# [TO DO]
Take every line from the material that has the word "styles" in it.

# [GIVEN DATA]
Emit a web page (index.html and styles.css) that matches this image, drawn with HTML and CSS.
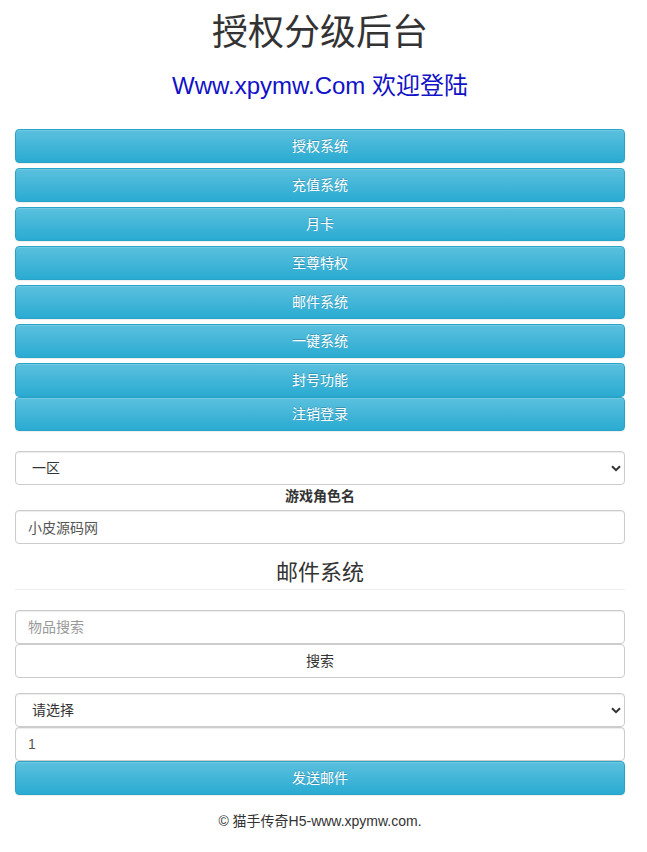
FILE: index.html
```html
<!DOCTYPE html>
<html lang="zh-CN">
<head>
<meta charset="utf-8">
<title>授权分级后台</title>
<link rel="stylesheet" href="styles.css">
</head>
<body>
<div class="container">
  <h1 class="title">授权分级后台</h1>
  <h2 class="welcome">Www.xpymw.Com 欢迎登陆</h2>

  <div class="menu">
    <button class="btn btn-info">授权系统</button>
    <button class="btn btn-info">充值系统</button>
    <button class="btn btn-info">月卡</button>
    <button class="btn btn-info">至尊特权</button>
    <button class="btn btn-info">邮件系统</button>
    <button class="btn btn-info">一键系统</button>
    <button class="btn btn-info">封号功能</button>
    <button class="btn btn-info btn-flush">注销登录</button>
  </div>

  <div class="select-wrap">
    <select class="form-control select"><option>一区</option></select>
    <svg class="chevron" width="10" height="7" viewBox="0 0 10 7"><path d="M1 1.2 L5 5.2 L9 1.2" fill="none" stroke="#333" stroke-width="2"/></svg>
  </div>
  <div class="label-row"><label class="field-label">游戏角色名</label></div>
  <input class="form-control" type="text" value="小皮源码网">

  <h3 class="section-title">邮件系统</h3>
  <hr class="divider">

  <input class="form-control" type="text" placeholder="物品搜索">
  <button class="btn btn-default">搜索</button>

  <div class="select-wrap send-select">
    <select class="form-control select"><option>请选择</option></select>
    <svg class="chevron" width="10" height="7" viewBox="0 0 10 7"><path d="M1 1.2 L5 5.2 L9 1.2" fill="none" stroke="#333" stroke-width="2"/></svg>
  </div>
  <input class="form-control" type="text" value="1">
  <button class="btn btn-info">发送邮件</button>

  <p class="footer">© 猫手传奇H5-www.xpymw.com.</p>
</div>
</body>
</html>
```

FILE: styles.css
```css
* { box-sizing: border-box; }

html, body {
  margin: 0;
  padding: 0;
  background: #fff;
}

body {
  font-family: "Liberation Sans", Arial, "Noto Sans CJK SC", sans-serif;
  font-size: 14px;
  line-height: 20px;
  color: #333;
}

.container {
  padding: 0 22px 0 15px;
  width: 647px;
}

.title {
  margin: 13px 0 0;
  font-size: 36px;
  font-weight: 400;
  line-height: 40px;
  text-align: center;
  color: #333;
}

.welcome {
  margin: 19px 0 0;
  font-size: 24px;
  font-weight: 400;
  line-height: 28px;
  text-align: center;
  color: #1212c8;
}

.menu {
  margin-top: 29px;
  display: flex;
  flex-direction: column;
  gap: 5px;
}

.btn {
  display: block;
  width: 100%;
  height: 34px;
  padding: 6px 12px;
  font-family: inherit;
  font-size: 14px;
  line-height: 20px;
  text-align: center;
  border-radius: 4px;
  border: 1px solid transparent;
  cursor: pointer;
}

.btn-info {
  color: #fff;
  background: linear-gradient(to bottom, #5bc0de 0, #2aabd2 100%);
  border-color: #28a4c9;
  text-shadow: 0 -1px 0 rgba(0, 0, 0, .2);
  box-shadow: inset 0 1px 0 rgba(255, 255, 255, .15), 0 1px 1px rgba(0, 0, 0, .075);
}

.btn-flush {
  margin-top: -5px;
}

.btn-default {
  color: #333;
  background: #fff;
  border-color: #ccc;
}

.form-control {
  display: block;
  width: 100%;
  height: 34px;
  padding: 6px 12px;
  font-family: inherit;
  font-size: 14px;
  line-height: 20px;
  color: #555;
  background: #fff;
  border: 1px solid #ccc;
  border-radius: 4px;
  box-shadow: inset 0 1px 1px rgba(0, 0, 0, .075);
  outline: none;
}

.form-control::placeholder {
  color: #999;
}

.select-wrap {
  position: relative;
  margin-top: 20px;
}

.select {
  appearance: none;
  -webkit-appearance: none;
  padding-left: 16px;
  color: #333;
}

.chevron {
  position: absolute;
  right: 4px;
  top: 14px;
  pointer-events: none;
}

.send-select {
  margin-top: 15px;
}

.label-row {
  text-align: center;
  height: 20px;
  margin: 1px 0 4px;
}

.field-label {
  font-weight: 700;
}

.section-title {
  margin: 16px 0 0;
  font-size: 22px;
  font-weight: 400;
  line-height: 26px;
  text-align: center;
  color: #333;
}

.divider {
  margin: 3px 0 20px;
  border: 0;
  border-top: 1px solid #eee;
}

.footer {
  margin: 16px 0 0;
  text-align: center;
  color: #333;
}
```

# [SOLUTION TO THIS EXERCISE]
Emit a web page (index.html and styles.css) that matches this image, drawn with HTML and CSS.
<link rel="stylesheet" href="styles.css">
FILE: styles.css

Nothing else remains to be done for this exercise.